By Madison Lira
Beginning her career before she could even walk, Brooke Shields has been in the Hollywood limelight for the entirety of her life. Radiating with beauty since she was born, it didn’t long for the name “Brooke Shields” to become a household staple. Shields being thrust into the limelight from just a baby would throw her into the dark underbelly of Hollywood, however. She would discover that her fame and glamour would come at a price: constant sexualization and a loss of agency over her body and mind. In her documentary “Pretty Baby: Brooke Shields,” Shields recalls moments that shaped her into the woman she is today. She is not only an advocate for her teenage daughters but mothers and women over 40 having to relearn having agency over their own lives.
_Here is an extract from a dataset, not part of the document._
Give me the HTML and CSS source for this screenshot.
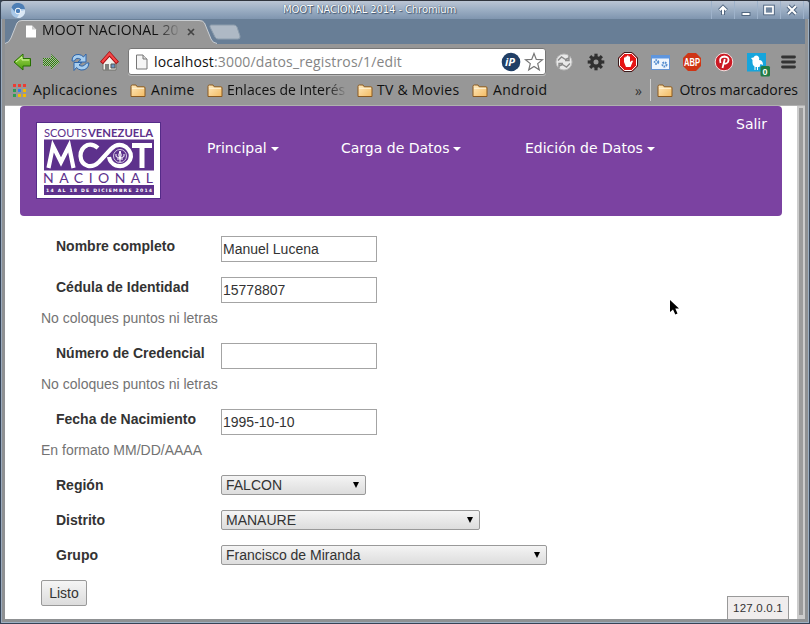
FILE: index.html
```html
<!DOCTYPE html>
<html lang="es">
<head>
<meta charset="utf-8">
<title>MOOT NACIONAL 2014</title>
<link rel="stylesheet" href="styles.css">
</head>
<body>
<svg width="0" height="0" class="defs">
  <defs>
    <linearGradient id="gold" x1="0" y1="0" x2="1" y2="1"><stop offset="0" stop-color="#ffe9bd"/><stop offset="1" stop-color="#f3bb62"/></linearGradient>
    <linearGradient id="green" x1="0" y1="0" x2="0" y2="1"><stop offset="0" stop-color="#a4df50"/><stop offset="1" stop-color="#4c9b10"/></linearGradient>
    <pattern id="dither" width="2" height="2" patternUnits="userSpaceOnUse"><path d="M0 0h1v1H0zM1 1h1v1H1z" fill="#2f7a10"/><path d="M1 0h1v1H1zM0 1h1v1H0z" fill="#a9bd9c"/></pattern>
    <symbol id="folder" viewBox="0 0 16 14"><path d="M1 12.5V2.5Q1 1 2.3 1H6L7.2 2.8H14Q15 2.8 15 4V12.5Z" fill="url(#gold)" stroke="#8b5a20"/><path d="M2 4.3H14" stroke="#fff3d6"/></symbol>
  </defs>
</svg>
<div class="window">
  <div class="titlebar">
    <svg class="app" width="16" height="16" viewBox="0 0 16 16"><circle cx="8" cy="8" r="7" fill="#a9c8e8"/><path d="M1.500 4.500A7 7 0 0 1 15 6H8L5 9Z" fill="#4d7eb5"/><path d="M15 7A7 7 0 0 1 7 15L11 8Z" fill="#dbe8f5"/><circle cx="8" cy="8" r="2.800" fill="#4d80ba" stroke="#fff"/></svg>
    <span class="caption">MOOT NACIONAL 2014 - Chromium</span>
    <svg class="controls" width="93" height="18" viewBox="0 0 93 18"><path d="M.5 0V18M23.500 0V18M46.500 0V18M69.500 0V18M92.500 0V18" stroke="#9eb2ca"/><path d="M12 14V7M8.500 9.500L12 6L15.500 9.500" fill="none" stroke="#516680" stroke-width="4"/><path d="M12 13.500V7M8.700 9.300L12 6L15.300 9.300" fill="none" stroke="#fff" stroke-width="2"/><rect x="31" y="11.500" width="8" height="3" fill="#fff" stroke="#506780"/><rect x="54" y="5.500" width="8" height="7" fill="none" stroke="#516680" stroke-width="3.600"/><rect x="54" y="5.500" width="8" height="7" fill="#71869f" stroke="#fff" stroke-width="1.700"/><path d="M77 5L85 13M85 5L77 13" stroke="#516680" stroke-width="4"/><path d="M77 5L85 13M85 5L77 13" stroke="#fff" stroke-width="2"/></svg>
  </div>
  <div class="tabstrip">
    <div class="tab">
      <svg class="tabshape" width="240" height="25" viewBox="0 0 240 25"><path d="M0 25Q4 24 6 19L12 4Q13.500 1 17 1H194Q198 1 199.500 4L206 20Q207.500 24 212 25Z" fill="#979797"/><path d="M0 24.500Q4 24 6 19L12 4Q13.500 1.500 17 1.500H194Q198 1.500 199.500 4L206 20Q207.500 24 212 24.500" fill="none" stroke="#cbcfd3"/><path d="M206 6H229Q231 6 232 8L235 17Q235.500 20 233 20H213Q211 20 210 18L205 8Q204.500 6 206 6Z" fill="#aeb9c5" stroke="#8b9cac"/></svg>
      <svg class="file" width="12" height="13" viewBox="0 0 12 13"><path d="M1 .5H7L11 4.500V12.500H1Z" fill="#fff"/><path d="M7 .5V4.500H11" fill="#ccc"/></svg>
      <span class="tabtitle">MOOT NACIONAL 20</span>
      <svg class="close" width="8" height="8" viewBox="0 0 8 8"><path d="M1 1L7 7M7 1L1 7" stroke="#444" stroke-width="1.700"/></svg>
    </div>
  </div>
  <div class="toolbar">
    <svg class="nav-icons" width="112" height="24" viewBox="0 0 112 24">
      <path d="M1 12L10 4V8.500H17.500V16H10V20Z" fill="url(#green)" stroke="#267000"/><path d="M3 12L9 7V10H16" fill="none" stroke="#d3f5a0"/>
      <path d="M47 12L38 4V8H30V16H38V20Z" fill="url(#dither)"/>
      <path d="M59 11Q59 4 66 4.500Q69 5 70.500 7L73 4V12H65L68 9.500Q63 6.500 61.500 11ZM76 13Q75 20.500 68 20Q65 19.500 63.500 17.500L61 20.500V12.500H69L66 15Q70 18 73.500 13Z" fill="#a8ceef" stroke="#2e65aa"/>
      <path d="M90 12V20H103V12L96.500 6Z" fill="#f2f2ec" stroke="#72736d"/><path d="M92 14H96V20H92Z" fill="#7f817e"/><path d="M98 14H102V18H98Z" fill="#6b96c5" stroke="#555"/><path d="M88.500 13L96.500 4L104.500 13" fill="none" stroke="#a40d12" stroke-width="4"/><path d="M89 12.200L96.500 3.700L104 12.200" fill="none" stroke="#f44747" stroke-width="2.200"/>
    </svg>
    <div class="omnibox">
      <svg width="13" height="16" viewBox="0 0 13 16"><path d="M1.500 1H8L12 5V15H1.500Z" fill="#f5f5f5" stroke="#777"/><path d="M8 1V5H12" fill="#ddd" stroke="#777"/></svg>
      <span class="url"><b>localhost</b>:3000/datos_registros/1/edit</span>
      <svg class="ip" width="44" height="22" viewBox="0 0 44 22"><circle cx="11" cy="11" r="9.300" fill="#213f66"/><text x="5" y="15" class="iptext">iP</text><path d="M34 2.500L36.300 8.400L42.500 8.700L37.700 12.600L39.300 18.800L34 15.400L28.700 18.800L30.300 12.600L25.500 8.700L31.700 8.400Z" fill="#fff" stroke="#777" stroke-width="1.200"/></svg>
    </div>
    <svg class="extensions" width="246" height="34" viewBox="0 -1 246 34">
      <circle cx="14" cy="16" r="8" fill="#e9e9e9" stroke="#bbb"/><path d="M8 14.500L11.500 11L15.500 13.500L19 12M19 9.500V14.500H15M20 17.500L16.500 21L12.500 18.500L9 20M9 22V17.500H13" fill="none" stroke="#8b8b8b" stroke-width="1.400"/>
      <g transform="translate(46 16)"><g fill="#303030"><circle r="6"/><g id="teeth"><rect x="-1.600" y="-8.300" width="3.200" height="16.600"/><rect x="-8.300" y="-1.600" width="16.600" height="3.200"/></g><use href="#teeth" transform="rotate(45)"/></g><circle r="2.500" fill="#999"/></g>
      <path d="M74 6.500H82L87.500 12V20L82 25.500H74L68.500 20V12Z" fill="#e51414" stroke="#381b1b"/><path d="M74.400 7.500H81.600L86.500 12.400V19.600L81.600 24.500H74.400L69.500 19.600V12.400Z" fill="none" stroke="#fff"/><path d="M74 16V11.500H75.500V15V10.500H77V14V9.500H78.500V14V10.500H80V16L82 14.500L83 15L80.500 21H76Z" fill="#fff"/>
      <rect x="101.500" y="9.500" width="18" height="14" fill="#eef5fd" stroke="#6594d2"/><path d="M101 11H120" stroke="#5e96df" stroke-width="3"/><circle cx="106.500" cy="16" r="1.800" fill="none" stroke="#528bce" stroke-width="2" stroke-dasharray="1.500 .7"/><circle cx="114.500" cy="18.500" r="2" fill="none" stroke="#528bce" stroke-width="2" stroke-dasharray="1.500 .7"/>
      <path d="M138 7H146L151 12V20L146 25H138L133 20V12Z" fill="#cf3515"/><text x="134" y="20" textLength="16" lengthAdjust="spacingAndGlyphs" class="abp">ABP</text>
      <circle cx="174" cy="16" r="8.800" fill="#cb1923" stroke="#f4dede"/><path d="M170.500 17Q168.500 11 174.500 10.500Q180 11 178 16Q175.500 19 173.800 16.500M174.800 13L172.500 22" fill="none" stroke="#fff" stroke-width="1.800"/>
      <rect x="197" y="7" width="19" height="18.500" fill="#16a5dc"/><path d="M201 12L203.500 11.500Q205 8.500 208 10Q210 12 209 14Q213 14 213 19L210.500 18L209.500 21L208 21V24H207V21H205.500V24H204.500V20.500Q202 19 202.500 14Z" fill="#fff"/><rect x="210.500" y="20" width="9.500" height="10.500" rx="1.500" fill="#207b43"/><text x="212.600" y="28.700" class="badge">0</text>
      <path d="M232.500 11H244.500M232.500 16H244.500M232.500 21H244.500" stroke="#333" stroke-width="2.800" stroke-linecap="round"/>
    </svg>
  </div>
  <div class="bookmarks">
    <svg class="apps" width="13" height="14" viewBox="0 0 13 14"><path d="M0 0h3v3H0zM5 0h3v3H5zM10 0h3v3h-3z" fill="#ec3d34"/><path d="M0 5h3v3H0z" fill="#2d9d54"/><path d="M5 5h3v3H5z" fill="#357eed"/><path d="M10 5h3v3h-3zM5 10h3v3H5zM10 10h3v3h-3z" fill="#f3b900"/><path d="M0 10h3v3H0z" fill="#2d9d54"/></svg>
    <span class="bm b-app">Aplicaciones</span>
    <svg class="fold"><use href="#folder"/></svg><span class="bm b-anime">Anime</span>
    <svg class="fold"><use href="#folder"/></svg><span class="bm b-int">Enlaces de Interés</span>
    <svg class="fold"><use href="#folder"/></svg><span class="bm b-tv">TV &amp; Movies</span>
    <svg class="fold"><use href="#folder"/></svg><span class="bm b-and">Android</span>
    <span class="more">»</span><i class="sep"></i>
    <svg class="fold"><use href="#folder"/></svg><span class="bm b-otros">Otros marcadores</span>
  </div>
  <div class="viewport">
    <main>
      <header class="navbar">
        <svg class="logo" width="125" height="77" viewBox="0 0 125 77">
          <rect x=".5" y=".5" width="124" height="76" fill="#fff" stroke="#552b88"/>
          <g fill="#5d318c"><text x="8" y="14.500" textLength="43" lengthAdjust="spacingAndGlyphs" class="scouts">SCOUTS</text><text x="52" y="14.500" textLength="65" lengthAdjust="spacingAndGlyphs" class="venezuela">VENEZUELA</text>
          <rect x="8" y="17.500" width="110" height="31"/><text x="7" y="60.500" textLength="110" class="nacional">NACIONAL</text><rect x="8" y="63" width="110" height="10"/></g>
          <path d="M12.500 46L17 24L25 40L33 24L37.500 46" fill="none" stroke="#fff" stroke-width="4.200"/>
          <path d="M62 26Q57 21.500 51.500 23Q44.500 26 44.500 34Q45 42 52 44Q58 45 63 40L75 27Q82 20 90 25Q97 31 94 38Q89 46 80 43.500Q74 41 73 35" fill="none" stroke="#fff" stroke-width="4.200"/>
          <path d="M96 23.500H116M106 23V46" stroke="#fff" stroke-width="5"/>
          <circle cx="84" cy="34" r="6.500" fill="#5d318c" stroke="#d7c9e4"/><path d="M84 29Q81.500 33 84 37Q86.500 33 84 29M81 37H87M84 29V40M83 36Q78.500 35 80 32M85 36Q89.500 35 88 32" fill="none" stroke="#fff"/>
          <text x="10" y="70.300" textLength="106" lengthAdjust="spacing" class="dates">14 AL 18 DE DICIEMBRE 2014</text>
        </svg>
        <nav><a class="m1">Principal<i></i></a><a class="m2">Carga de Datos<i></i></a><a class="m3">Edición de Datos<i></i></a></nav>
        <a class="salir">Salir</a>
      </header>
      <form>
        <div class="row"><label>Nombre completo</label><input value="Manuel Lucena"></div>
        <div class="row"><label>Cédula de Identidad</label><input value="15778807"></div>
        <p>No coloques puntos ni letras</p>
        <div class="row"><label>Número de Credencial</label><input value=""></div>
        <p>No coloques puntos ni letras</p>
        <div class="row"><label>Fecha de Nacimiento</label><input value="1995-10-10"></div>
        <p>En formato MM/DD/AAAA</p>
        <div class="row pick"><label>Región</label><div class="select s1">FALCON<i></i></div></div>
        <div class="row pick"><label>Distrito</label><div class="select s2">MANAURE<i></i></div></div>
        <div class="row pick"><label>Grupo</label><div class="select s3">Francisco de Miranda<i></i></div></div>
        <button type="button">Listo</button>
      </form>
    </main>
    <div class="scroll"><i></i></div>
    <div class="status">127.0.0.1</div>
    <svg class="cursor" width="12" height="17" viewBox="0 0 12 17"><path d="M1 1V13L4 10.500L6.300 15.500L8.500 14.500L6.300 9.500H10Z" fill="#000"/></svg>
  </div>
</div>
</body>
</html>
```
FILE: styles.css
```css
* { box-sizing: border-box; }
body { margin: 0; width: 810px; height: 624px; overflow: hidden; background: #354252; }
svg { display: block; flex: none; }
.defs { position: absolute; }
.window { width: 810px; height: 624px; border: 1px solid #364457; border-top-color: #30343d; border-radius: 4px 4px 0 0; background: #8f9193; box-shadow: inset 1px 0 #99aabd, inset -1px -1px #9eb1c4; overflow: hidden; }
.titlebar { height: 18px; display: flex; align-items: center; background: linear-gradient(#bbc5d4 0, #9eb0c5 45%, #7f95af 100%); }
.app { margin: 1px 0 0 9px; }
.caption { flex: 1; padding-left: 257px; color: #fff; font: 10px/18px "DejaVu Sans", sans-serif; text-shadow: 0 0 1px #283f58, 1px 1px 1px #425873; white-space: nowrap; letter-spacing: -.1px; }
.controls { margin-right: 5px; }
.tabstrip { height: 25px; margin: 0 4px; background: #687e96; }
.tab { height: 25px; display: flex; align-items: center; position: relative; }
.tabshape { position: absolute; left: 0; top: 0; }
.file { position: relative; margin-left: 20px; }
.tabtitle { position: relative; margin-left: 5px; width: 139px; height: 23px; padding-bottom: 2px; overflow: hidden; white-space: nowrap; font: 14px/20px "Open Sans", sans-serif; letter-spacing: .1px; color: #111; -webkit-mask-image: linear-gradient(to right, #000 82%, transparent 100%); }
.close { position: relative; margin: 0 0 0 6px; }
.toolbar { height: 35px; margin: 0 4px; display: flex; align-items: center; background: #979797; }
.nav-icons { margin: 1px 0 0 8px; }
.omnibox { width: 418px; height: 27px; margin-left: 3px; background: #fff; border: 1px solid #777; border-radius: 3px; display: flex; align-items: center; padding-left: 6px; box-shadow: 0 1px #bbb; }
.url { flex: none; width: 352px; padding-left: 6px; font: 14px/24px "Open Sans", sans-serif; color: #858585; white-space: nowrap; letter-spacing: .15px; }
.url b { font-weight: 400; color: #111; }
.ip { margin-top: 1px; }
.iptext { font: italic bold 11px "Open Sans", sans-serif; fill: #fff; }
.extensions { margin-left: 4px; }
.abp { font: bold 10px "Liberation Sans", sans-serif; fill: #fff; }
.badge { font: bold 9px "Liberation Sans", sans-serif; fill: #fff; }
.bookmarks { height: 26px; margin: 0 4px; padding: 0 7px 4px 8px; display: flex; align-items: center; background: #979797; white-space: nowrap; }
.bm { flex: none; height: 22px; padding-left: 5px; overflow: hidden; font: 14px/21px "Open Sans", sans-serif; color: #111; }
.apps, .fold { margin-top: 1px; }
.fold { width: 16px; height: 14px; }
.b-app { width: 104px; padding-left: 7px; letter-spacing: .3px; }
.b-anime { width: 61px; letter-spacing: .4px; }
.b-int { width: 134px; padding-left: 4px; -webkit-mask-image: linear-gradient(to right, #000 78%, transparent 93%); }
.b-tv { width: 99px; padding-left: 4px; letter-spacing: .25px; }
.b-and { width: 146px; letter-spacing: .3px; }
.b-otros { padding-left: 6px; }
.more { width: 16px; padding-left: 1px; font: 14px "Open Sans", sans-serif; color: #333; }
.sep { width: 1px; height: 22px; background: #d0d0d0; margin: 0 7px; }
.viewport { position: relative; height: 514px; margin: 0 4px; display: flex; background: #fff; border-top: 1px solid #b0b0b0; font: 14px/20px "Liberation Sans", sans-serif; color: #333; }
main { width: 792px; padding: 0 15px; }
.navbar { display: flex; width: 762px; height: 110px; padding-left: 16px; background: #7b42a1; border-radius: 4px; font: 14px/20px "DejaVu Sans", sans-serif; color: #fff; }
.logo { margin-top: 16px; }
nav { display: flex; width: 575px; padding: 32px 0 0 46px; }
nav a { display: flex; align-items: center; height: 20px; white-space: nowrap; }
nav i { border: 4px solid transparent; border-top-color: #fff; border-bottom: 0; margin: 2px 0 0 4px; }
.m1 { width: 134px; }
.m2 { width: 184px; }
.salir { padding-top: 8px; }
form { padding: 20px 0 0 21px; }
.row { height: 26px; display: flex; margin-bottom: 15px; }
label { width: 180px; padding-left: 15px; font-weight: 700; line-height: 20px; }
input { width: 156px; height: 26px; padding: 0 1px; border: 1px solid #a4a4a4; border-radius: 0; font: 14px "Liberation Sans", sans-serif; color: #333; }
p { margin: -10px 0 15px; height: 20px; color: #737373; }
.pick { height: 20px; }
.select { height: 20px; border: 1px solid #999; border-radius: 2px; background: linear-gradient(#f4f4f4, #ddd); display: flex; align-items: center; padding: 0 6px 0 4px; line-height: 18px; }
.select i { margin-left: auto; border: 3px solid transparent; border-top: 6px solid #000; border-bottom: 0; }
.s1 { width: 145px; }
.s2 { width: 259px; }
.s3 { width: 326px; }
button { display: block; width: 46px; height: 26px; padding: 0; border: 1px solid #999; border-radius: 2px; background: linear-gradient(#f5f5f5, #dcdcdc); font: 14px "Liberation Sans", sans-serif; color: #333; }
.scroll { width: 8px; height: 513px; background: #ccc; padding: 2px 2px 4px; }
.scroll i { display: block; height: 100%; background: #9c9c9c; }
.status { position: absolute; left: 722px; bottom: 0; width: 62px; height: 23px; border: 1px solid #999; border-bottom: 0; background: #f0eded; font: 11.5px/23px "Liberation Sans", sans-serif; letter-spacing: .2px; text-align: center; }
.cursor { position: absolute; left: 664px; top: 193px; }
.scouts { font: 12px Lato, sans-serif; }
.venezuela { font: bold 12px Lato, sans-serif; }
.nacional { font: 14px Lato, sans-serif; }
.dates { font: bold 4.6px "DejaVu Sans", sans-serif; fill: #fff; }
```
The documentary bearing the name of her first and, consequently, most controversial film in which 11-year-old Shields played the role of a prostitute, serves as a cautionary tale of the sexual and commercial objectification of young girls and women.
With the films she’s starred in, Shields brings up the ones in her early childhood to teenage years that threw her into the lion’s den of accusations and constant objectification by older men. “Pretty Baby,” where she kissed her 29-year-old co-star Keith Carradine at 11 years old. “Blue Lagoon,” where director Randal Kleiser said she was going from a child into a woman while filming when Shields was just 16.
“They wanted to make it a reality show,” Shields said. “They wanted to sell my actual sexual awakening.” Shields didn’t even have her own opinion on her sexuality as growing up Catholic, sex was a taboo topic, and her parents repeatedly told her to wait until marriage for it.
When Shields filmed a sex scene for the film “Endless Love,” director Franco Zeffirelli had repeatedly become displeased with Shields’s facial expressions while filming the scene. So Zeffirelli decided to start twisting Shields’s toe during the stages to capture what looked like an expression of ecstasy on her face when she really was in pain. The filming of this movie is where Sheilds’s also learned to disassociate from her own body, where she could not have to watch herself film something that was actively causing her harm.
The documentary also provided an outlet for Sheilds to speak for the first time about how, at 22 years old, she was raped by an unnamed Hollywood filmmaker. “I didn’t fight that much. I didn’t. I just absolutely froze. I thought my one ‘no’ should have been enough. And I just thought, stay alive and get out. And I just . . . ‘voomp,’ just shut it out. And God knows I knew how to be disassociated from my body. I had practiced that,” said Shields.
With these revelations, however, the ending shots of the documentary feature Shields speaking with her daughters and showing the growth of confidence, self-love, and advocacy that she has now for herself. Her daughters talk with admirable self-awareness and knowledge about their mother’s exploitation at a young age and how they knew it was wrong. “Everything is different now,” declared one of the girls.
“Pretty Baby: Brooke Shields” is now available to stream in a two-part series on Hulu.